Der Umgang mit dem alten König ist ungeklärt

Das Frühjahr 2019, verrät Giese, werde in Anbetracht der Kommunalwahl am 26. Mai ein „Wahllabor“ bringen, das die Besucher mit ihren eigenen Vorurteilen über die Politik konfrontieren und vor allem junge Menschen zum Mitentscheiden anstacheln soll. Für 2020 könnte er sich die Thematisierung von Armut und Drogen in Stuttgart vorstellen. Das kitzlige Themenkonglomerat Luftbelastung, Autostadt, Automobilindustrie und Zukunft des Standortes hat er offenbar (noch) nicht auf dem Zettel.

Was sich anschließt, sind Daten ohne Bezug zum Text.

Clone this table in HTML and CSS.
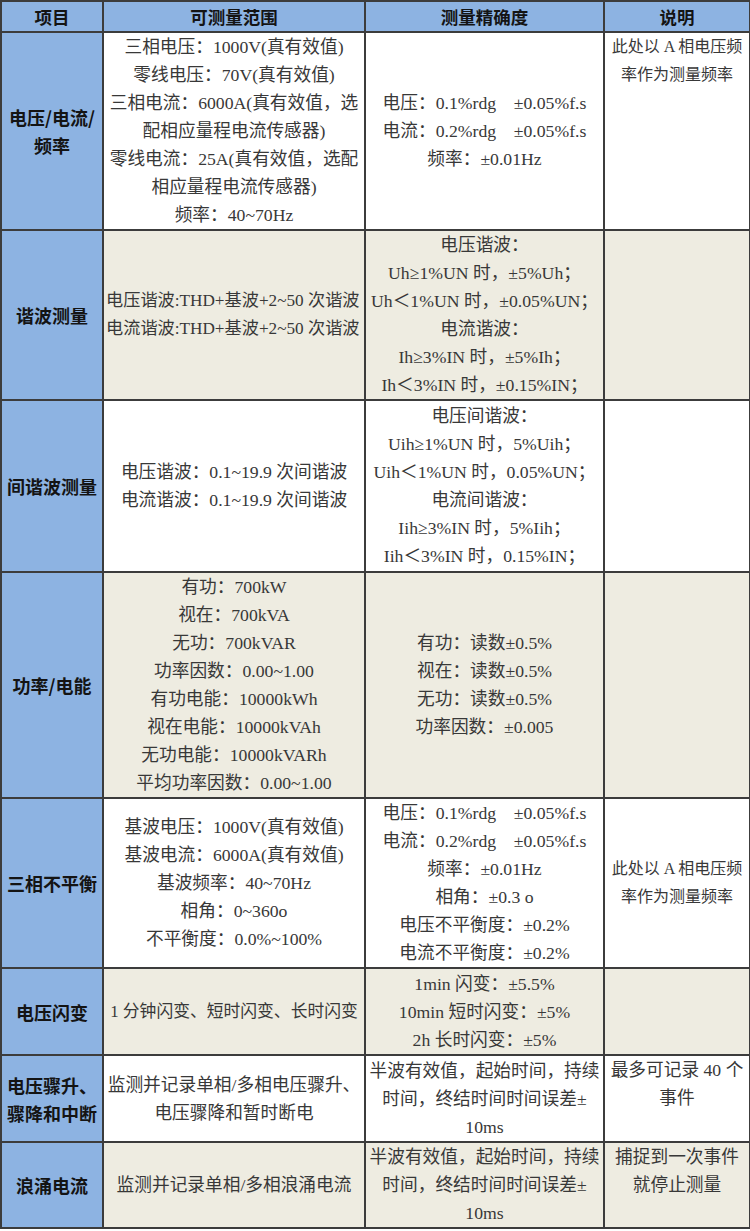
FILE: index.html
```html
<!DOCTYPE html>
<html lang="zh-CN">
<head>
<meta charset="utf-8">
<title>测量参数</title>
<link rel="stylesheet" href="styles.css">
</head>
<body>
<table class="spec">
  <colgroup>
    <col class="c1"><col class="c2"><col class="c3"><col class="c4">
  </colgroup>
  <thead>
    <tr><th>项目</th><th>可测量范围</th><th>测量精确度</th><th>说明</th></tr>
  </thead>
  <tbody>
    <tr>
      <td class="item">电压/电流/<br>频率</td>
      <td>三相电压：1000V(真有效值)<br>零线电压：70V(真有效值)<br>三相电流：6000A(真有效值，选<br>配相应量程电流传感器)<br>零线电流：25A(真有效值，选配<br>相应量程电流传感器)<br>频率：40~70Hz</td>
      <td>电压：0.1%rdg&nbsp;&nbsp;&nbsp;&nbsp;±0.05%f.s<br>电流：0.2%rdg&nbsp;&nbsp;&nbsp;&nbsp;±0.05%f.s<br>频率：±0.01Hz</td>
      <td class="top small">此处以 A 相电压频<br>率作为测量频率</td>
    </tr>
    <tr class="alt">
      <td class="item">谐波测量</td>
      <td class="snug">电压谐波:THD+基波+2~50 次谐波<br>电流谐波:THD+基波+2~50 次谐波</td>
      <td>电压谐波：<br>Uh≥1%UN 时，±5%Uh；<br>Uh＜1%UN 时，±0.05%UN；<br>电流谐波：<br>Ih≥3%IN 时，±5%Ih；<br>Ih＜3%IN 时，±0.15%IN；</td>
      <td></td>
    </tr>
    <tr class="tall">
      <td class="item">间谐波测量</td>
      <td>电压谐波：0.1~19.9 次间谐波<br>电流谐波：0.1~19.9 次间谐波</td>
      <td>电压间谐波：<br>Uih≥1%UN 时，5%Uih；<br>Uih＜1%UN 时，0.05%UN；<br>电流间谐波：<br>Iih≥3%IN 时，5%Iih；<br>Iih＜3%IN 时，0.15%IN；</td>
      <td></td>
    </tr>
    <tr class="alt">
      <td class="item">功率/电能</td>
      <td>有功：700kW<br>视在：700kVA<br>无功：700kVAR<br>功率因数：0.00~1.00<br>有功电能：10000kWh<br>视在电能：10000kVAh<br>无功电能：10000kVARh<br>平均功率因数：0.00~1.00</td>
      <td>有功：读数±0.5%<br>视在：读数±0.5%<br>无功：读数±0.5%<br>功率因数：±0.005</td>
      <td></td>
    </tr>
    <tr>
      <td class="item">三相不平衡</td>
      <td>基波电压：1000V(真有效值)<br>基波电流：6000A(真有效值)<br>基波频率：40~70Hz<br>相角：0~360o<br>不平衡度：0.0%~100%</td>
      <td>电压：0.1%rdg&nbsp;&nbsp;&nbsp;&nbsp;±0.05%f.s<br>电流：0.2%rdg&nbsp;&nbsp;&nbsp;&nbsp;±0.05%f.s<br>频率：±0.01Hz<br>相角：±0.3 o<br>电压不平衡度：±0.2%<br>电流不平衡度：±0.2%</td>
      <td class="small">此处以 A 相电压频<br>率作为测量频率</td>
    </tr>
    <tr class="alt short">
      <td class="item">电压闪变</td>
      <td class="fit">1 分钟闪变、短时闪变、长时闪变</td>
      <td>1min 闪变：±5.5%<br>10min 短时闪变：±5%<br>2h 长时闪变：±5%</td>
      <td></td>
    </tr>
    <tr class="short">
      <td class="item">电压骤升、<br>骤降和中断</td>
      <td>监测并记录单相/多相电压骤升、<br>电压骤降和暂时断电</td>
      <td>半波有效值，起始时间，持续<br>时间，终结时间时间误差±<br>10ms</td>
      <td class="top">最多可记录 40 个<br>事件</td>
    </tr>
    <tr class="alt">
      <td class="item">浪涌电流</td>
      <td>监测并记录单相/多相浪涌电流</td>
      <td>半波有效值，起始时间，持续<br>时间，终结时间时间误差±<br>10ms</td>
      <td class="top">捕捉到一次事件<br>就停止测量</td>
    </tr>
  </tbody>
</table>
</body>
</html>
```

FILE: styles.css
```css
html, body {
  margin: 0;
  padding: 0;
  background: #ffffff;
}

.spec {
  border-collapse: collapse;
  table-layout: fixed;
  width: 749px;
  font-family: "Liberation Serif", "Noto Sans CJK SC", serif;
  font-size: 17.7px;
  color: #383838;
}

.spec .c1 { width: 102px; }
.spec .c2 { width: 262px; }
.spec .c3 { width: 239px; }
.spec .c4 { width: 146px; }

.spec th,
.spec td {
  border: 2px solid #3c3c3c;
  padding: 0 1px;
  text-align: center;
  vertical-align: middle;
  line-height: 28px;
  white-space: nowrap;
  background: #ffffff;
}

.spec th {
  background: #8db3e2;
  font-family: "Noto Sans CJK SC", sans-serif;
  font-weight: 700;
  font-size: 17.5px;
  line-height: 29px;
  color: #141414;
}

.spec .alt td {
  background: #eeece1;
}

.spec td.item {
  background: #8db3e2;
  font-family: "Noto Sans CJK SC", sans-serif;
  font-weight: 700;
  font-size: 18px;
  color: #141414;
}

.spec .tall td {
  height: 170px;
}

.spec .short td {
  height: 85px;
}

.spec td.top {
  vertical-align: top;
}

.spec td.small {
  font-size: 16px;
}

.spec td.snug {
  font-size: 17.2px;
  padding: 0;
  text-align: left;
  padding-left: 2px;
}

.spec td.fit {
  font-size: 16.8px;
  padding: 0;
}
```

Eine ganz besondere Gretchenfrage, über die Giese ungern spricht, harrt auch noch der Beantwortung: Wie man im vormaligen Wilhelmspalais mit dem alten König umgeht. Über einer Eingangstür gibt es noch ein kleines Wilhelm-Fries. Doch nicht wenige Stuttgarter grollen, weil das Wilhelm-II.-Denkmal von vorn auf die Südseite des Gebäudes verlagert wurde und das Wilhelmspalais umbenannt wurde. Darüber hinaus wäre die Geschichte von Wilhelm II. und seinem Wohnsitz wohl auch ein veritabler Fall fürs Museum. „Wir sind mit seiner Person verknüpft“, gibt Giese zu, „wir müssen was zu Wilhelm machen.“ Das Denkmal – alter König mit Hut und Hunden – hat offenbar viele Freunde, die es nicht am Rande des Grundstücks und des Geschehens sehen wollen, auch wenn der Historiker Giese es etwas verklärend findet. Es wäre schön, meint er vorsichtig, wenn man darüber mit den Besuchern in eine Diskussion käme – wo immer das Denkmal dann landet.

Bis auf Weiteres steht Wilhelm vor allem für eines: für die Schwierigkeit der Museumsleute, den Sagenhaften zu thematisieren, seiner Beliebtheit gerecht zu werden und sie trotzdem zu hinterfragen. Und dabei auch noch unterhaltsam zu sein.